**Stated goal:**
Copy out each line of the data holding "styles".

**Data lines:**

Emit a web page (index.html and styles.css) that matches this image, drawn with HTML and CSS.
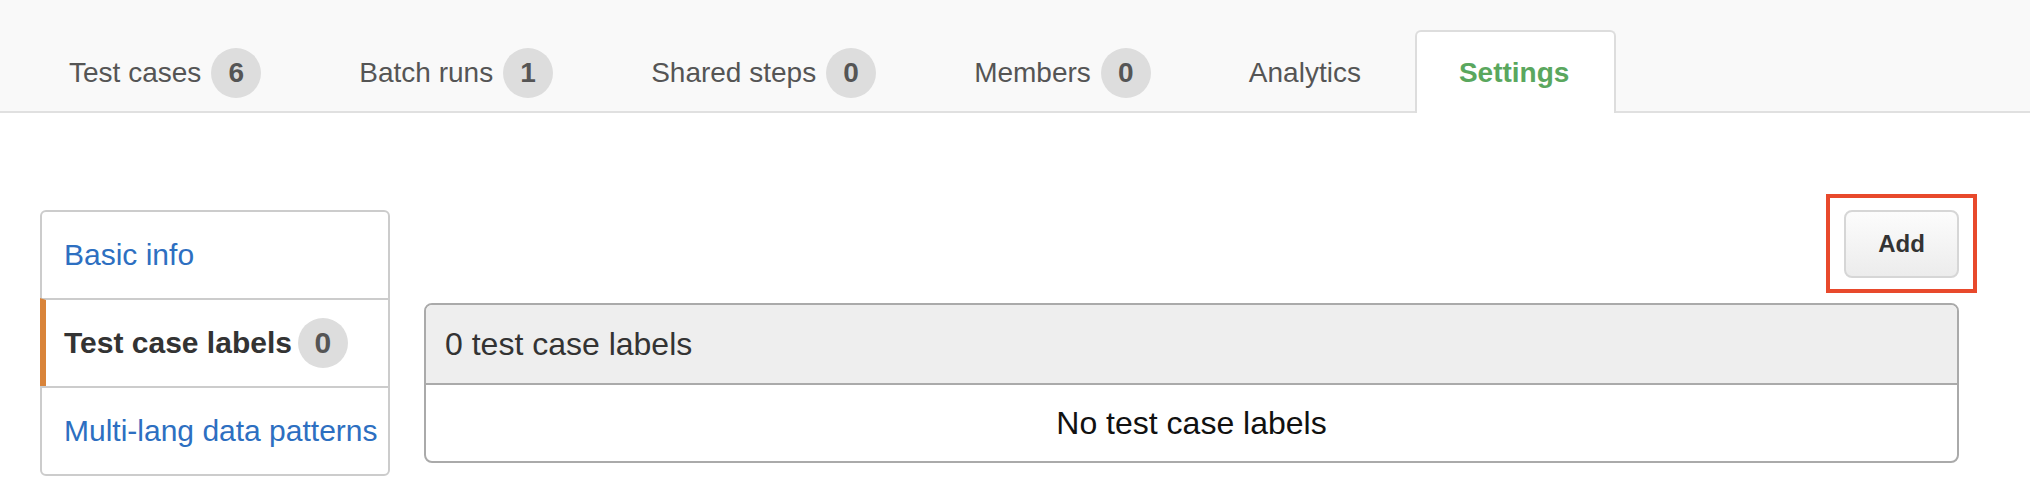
FILE: index.html
```html
<!DOCTYPE html>
<html lang="en">
<head>
<meta charset="utf-8">
<title>Settings - Test case labels</title>
<link rel="stylesheet" href="styles.css">
</head>
<body>
<header class="tabbar">
  <ul class="tabs">
    <li class="tab"><span>Test cases</span><span class="badge">6</span></li>
    <li class="tab"><span>Batch runs</span><span class="badge">1</span></li>
    <li class="tab"><span>Shared steps</span><span class="badge">0</span></li>
    <li class="tab"><span>Members</span><span class="badge">0</span></li>
    <li class="tab"><span>Analytics</span></li>
    <li class="tab active"><span>Settings</span></li>
  </ul>
</header>
<div class="page">
  <nav class="sidebar">
    <a class="side-item">Basic info</a>
    <a class="side-item active">Test case labels<span class="badge">0</span></a>
    <a class="side-item">Multi-lang data patterns</a>
  </nav>
  <main class="main">
    <div class="toolbar">
      <span class="highlight"><button class="btn" type="button">Add</button></span>
    </div>
    <section class="panel">
      <div class="panel-head">0 test case labels</div>
      <div class="panel-body">No test case labels</div>
    </section>
  </main>
</div>
</body>
</html>
```
FILE: styles.css
```css
* {
  box-sizing: border-box;
}

body {
  margin: 0;
  background: #ffffff;
  font-family: "Liberation Sans", Arial, Helvetica, sans-serif;
  color: #333333;
}

/* ---------- top tabs ---------- */
.tabbar {
  height: 113px;
  background: #f9f9f9;
  border-bottom: 2px solid #e0e0e0;
  display: flex;
  align-items: flex-end;
  padding-left: 25px;
}

.tabs {
  display: flex;
  gap: 10px;
  list-style: none;
  margin: 0 0 -2px 0;
  padding: 0;
}

.tab {
  display: flex;
  align-items: center;
  height: 83px;
  padding: 0 42px;
  border: 2px solid transparent;
  border-bottom: none;
  border-radius: 6px 6px 0 0;
  font-size: 28px;
  color: #555555;
}

.tab.active {
  background: #ffffff;
  border-color: #dddddd;
  color: #5aa75e;
  font-weight: bold;
  min-width: 201px;
}

.badge {
  display: inline-flex;
  align-items: center;
  justify-content: center;
  width: 50px;
  height: 50px;
  margin-left: 10px;
  border-radius: 50%;
  background: #dddddd;
  color: #555555;
  font-weight: bold;
}

/* ---------- page ---------- */
.page {
  display: flex;
  align-items: flex-start;
  gap: 34px;
  padding: 97px 71px 0 40px;
}

.sidebar {
  width: 350px;
  flex: none;
  display: flex;
  flex-direction: column;
  border: 2px solid #cccccc;
  border-radius: 6px;
}

.side-item {
  display: flex;
  align-items: center;
  height: 86px;
  padding-left: 22px;
  font-size: 30px;
  color: #2d6fc1;
  white-space: nowrap;
}

.side-item + .side-item {
  height: 88px;
  border-top: 2px solid #cccccc;
}

.side-item.active {
  margin-left: -2px;
  padding-left: 18px;
  border-left: 6px solid #d9843a;
  color: #333333;
  font-weight: bold;
}

.side-item.active .badge {
  margin-left: 6px;
  font-size: 30px;
}

.main {
  flex: 1;
  display: flex;
  flex-direction: column;
}

.toolbar {
  display: flex;
  justify-content: flex-end;
  margin-bottom: 25px;
}

.highlight {
  position: relative;
  display: inline-flex;
}

.highlight::after {
  content: "";
  position: absolute;
  top: -16px;
  bottom: -15px;
  left: -18px;
  right: -18px;
  border: 4px solid #e8492c;
  pointer-events: none;
}

.btn {
  width: 115px;
  height: 68px;
  border: 2px solid #d6d6d6;
  border-radius: 8px;
  background: linear-gradient(#fcfcfc, #ececec);
  font-family: inherit;
  font-size: 24px;
  font-weight: bold;
  color: #333333;
}

.panel {
  border: 2px solid #aaaaaa;
  border-radius: 8px;
  overflow: hidden;
}

.panel-head {
  display: flex;
  align-items: center;
  height: 80px;
  padding-left: 19px;
  background: #eeeeee;
  border-bottom: 2px solid #aaaaaa;
  font-size: 32px;
  color: #333333;
}

.panel-body {
  display: flex;
  align-items: center;
  justify-content: center;
  height: 76px;
  font-size: 32px;
  color: #111111;
}
```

**The result:**
Emit a web page (index.html and styles.css) that matches this image, drawn with HTML and CSS.
<link rel="stylesheet" href="styles.css">
FILE: styles.css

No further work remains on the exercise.